The two companies will combine salesforces in selling Emerson's XD cooling system and offer joint data centre assessments. Dell servers will also be certified for use with Emerson's cooling technologies.
The firm project 30 to 50 per cent power savings or an 80 per cent increase in system performance.
Current data centre cooling systems pump air through floor tiles, referred to as peripheral cooling. But, as the cold air travels from the floor to the server, it loses a large part of its cooling capacity.
The XD system uses liquid cooling that relies on refrigerants commonly used in consumer refrigerators and cars.
The cooling is delivered directly to the cooling coils on the server or server cabinet through a network of hoses attached to outlets in the ceiling.
Emerson has been shipping its XD system since 2001 and has installed it at about 300 sites and 6,000 server racks.
It was initially used mostly by high performance computing customers, but Fred Stack, vice president of marketing at Emerson subsidiary Liebert Corporation, admitted that adoption is relatively low.
"It is a conservative industry that has focused more on performance than on efficiency," he said.

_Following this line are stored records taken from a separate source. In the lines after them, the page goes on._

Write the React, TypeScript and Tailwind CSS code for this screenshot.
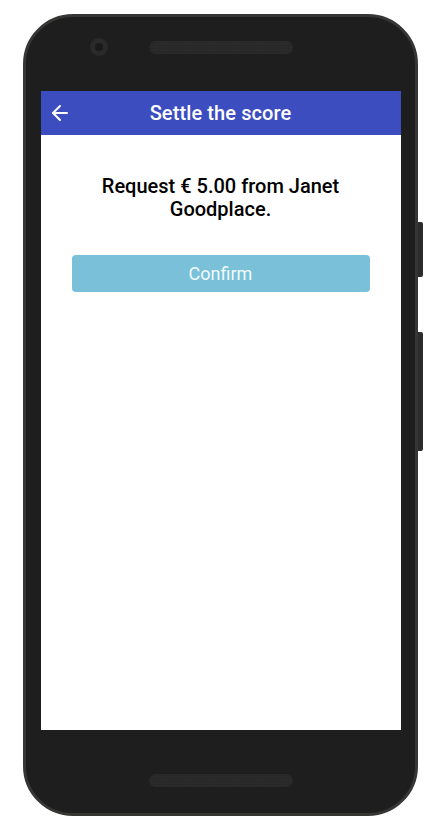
import { ArrowLeft } from "lucide-react";

function Speaker() {
  return (
    <div className="h-[13px] w-[144px] rounded-full bg-[#2a2a2a] bg-[radial-gradient(#232323_0.8px,transparent_0.9px)] bg-[length:3px_3px]" />
  );
}

export default function App() {
  return (
    <div className="relative h-[836px] w-[445px] bg-white pl-[23px] pt-[14px] font-['Roboto',sans-serif]">
      <div className="relative flex h-[802px] w-[395px] flex-col items-center rounded-[50px] border-[3px] border-[#363634] bg-[#1e1e1e]">
        <div className="flex h-[74px] w-full items-start pl-[64px] pt-[24px]">
          <div className="mt-[-3px] flex h-[18px] w-[18px] items-center justify-center rounded-full bg-[#2a2a2a]">
            <div className="h-[8px] w-[8px] rounded-full bg-[#1a1a1c]" />
          </div>
          <div className="ml-[41px]">
            <Speaker />
          </div>
        </div>

        <div className="flex h-[639px] w-[360px] flex-col bg-white">
          <header className="relative flex h-[44px] items-center justify-center bg-[#3b4dbf] text-white">
            <ArrowLeft className="absolute left-[7px] h-[24px] w-[24px]" strokeWidth={2} />
            <h1 className="text-[20px] font-medium tracking-[0.1px]">Settle the score</h1>
          </header>
          <main className="flex flex-col items-center px-[31px] pt-[40px]">
            <p className="text-center text-[20px] font-medium leading-[23px] text-black">
              Request € 5.00 from Janet Goodplace.
            </p>
            <button className="mt-[34px] h-[37px] w-full rounded-[4px] bg-[#79c0d8] text-[18px] text-[#f2fafc]">
              Confirm
            </button>
          </main>
        </div>

        <div className="flex w-full flex-1 justify-center pt-[44px]">
          <Speaker />
        </div>

        <div className="absolute left-[392px] top-[205px] h-[55px] w-[5px] rounded-r-[2px] bg-[#2c2c2e]" />
        <div className="absolute left-[392px] top-[315px] h-[119px] w-[5px] rounded-r-[2px] bg-[#2c2c2e]" />
      </div>
    </div>
  );
}
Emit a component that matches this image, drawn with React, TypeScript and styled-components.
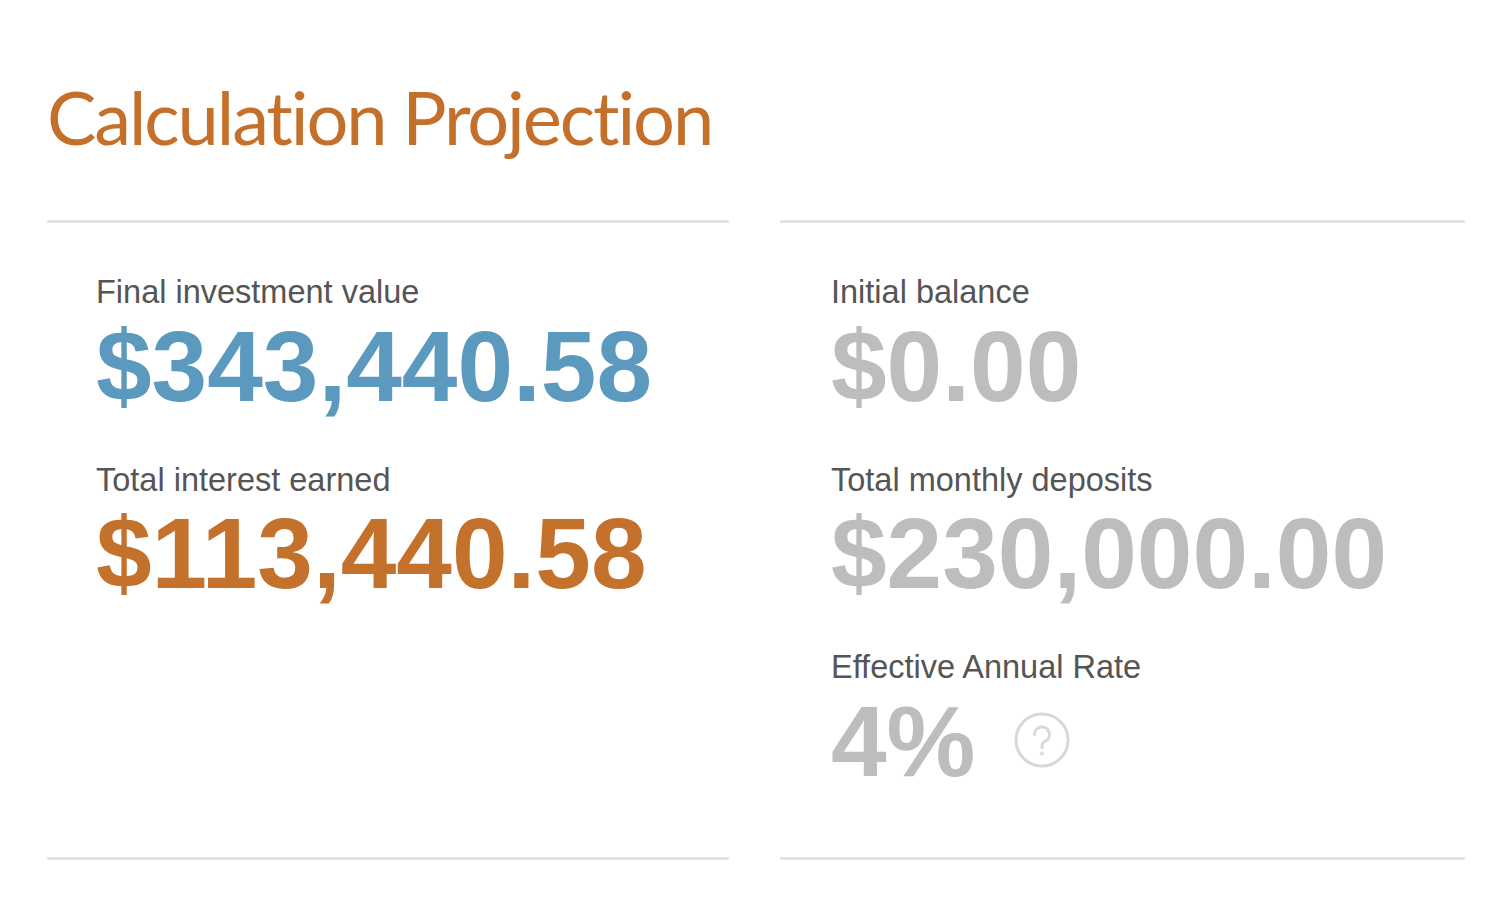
import React from "react";
import styled, { createGlobalStyle } from "styled-components";

const Global = createGlobalStyle`
  html, body { margin: 0; padding: 0; background: #fff; }
  body { font-family: "Liberation Sans", Arial, sans-serif; }
`;

const Page = styled.div`
  padding: 0 44px 0 47px;
  box-sizing: border-box;
  width: 1509px;
`;

const Title = styled.h1`
  margin: 0;
  padding-top: 80px;
  height: 220px;
  box-sizing: border-box;
  font-family: "Lato", sans-serif;
  font-weight: 400;
  font-size: 74px;
  line-height: 74px;
  color: #c4702b;
  letter-spacing: -2.1px;
`;

const Columns = styled.div`
  display: grid;
  grid-template-columns: 682px 685px;
  column-gap: 51px;
`;

const Column = styled.section<{ $inset: number }>`
  border-top: 3px solid #e4e4e4;
  border-bottom: 3px solid #e4e4e4;
  padding: 53px 0 66px ${(p) => p.$inset}px;
  display: flex;
  flex-direction: column;
  gap: 48px;
`;

const Stat = styled.div`
  display: flex;
  flex-direction: column;
  gap: 7px;
`;

const Label = styled.div`
  font-size: 32.5px;
  line-height: 32.5px;
  color: #555;
`;

const ValueRow = styled.div`
  display: flex;
  align-items: center;
  gap: 37px;
`;

const Value = styled.div<{ $color: string }>`
  font-weight: 700;
  font-size: 100px;
  line-height: 100px;
  color: ${(p) => p.$color};
`;

const HelpIcon = styled.svg`
  width: 58px;
  height: 58px;
  flex: none;
  margin-top: -2px;
`;

const Help = () => (
  <HelpIcon viewBox="0 0 58 58" fill="none" stroke="#d8d8d8" strokeWidth={3} strokeLinecap="round">
    <circle cx="29" cy="29" r="26" />
    <path d="M21.5 23.5a7.5 7.5 0 1 1 10.5 6.9c-2 0.9-3 2.4-3 4.6v1.5" />
    <circle cx="29" cy="42.5" r="0.6" fill="#d8d8d8" />
  </HelpIcon>
);

const BLUE = "#5b99bf";
const ORANGE = "#c4712b";
const GRAY = "#bdbdbd";

export default function App() {
  return (
    <Page>
      <Global />
      <Title>Calculation Projection</Title>
      <Columns>
        <Column $inset={49}>
          <Stat>
            <Label>Final investment value</Label>
            <Value $color={BLUE}>$343,440.58</Value>
          </Stat>
          <Stat>
            <Label>Total interest earned</Label>
            <Value $color={ORANGE}>$113,440.58</Value>
          </Stat>
        </Column>
        <Column $inset={51}>
          <Stat>
            <Label>Initial balance</Label>
            <Value $color={GRAY}>$0.00</Value>
          </Stat>
          <Stat>
            <Label>Total monthly deposits</Label>
            <Value $color={GRAY}>$230,000.00</Value>
          </Stat>
          <Stat>
            <Label>Effective Annual Rate</Label>
            <ValueRow>
              <Value $color={GRAY}>4%</Value>
              <Help />
            </ValueRow>
          </Stat>
        </Column>
      </Columns>
    </Page>
  );
}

The majority of Liebert's customers use the technology to retrofit existing server rooms because they hit a ceiling in the power supply that they can bring into their data centres for cooling and powering servers.
Increasing the cooling efficiency frees up power that can be used to install additional servers, Stack said.
"This allows them to have more space. It frees up energy to go to the servers and not the support such as cooling," he said.
The XD cooling system is about 20 per cent more expensive than alternative technologies. But users recoup the costs by installing up to four times as many servers in the same space.
Emerson designed a liquid cooling system for IBM and has worked with HP on its Dynamic Smart Cooling technology unveiled in November.
The HP technology uses a network of sensors to determine hotspots in the room and adjust the cooling loads automatically. When HP unveiled the technology, it claimed power cost savings of up to 40 per cent.
HP is currently rolling out the technology in its own data centres, but it has not yet been shipped to any customers, said Stack.
Liquid server cooling is not new. But most other major server vendors are reluctant to engage in such a deep partnership because they have their own consulting businesses.
"Dell is recognising that it is behind on the services side," noted Stack.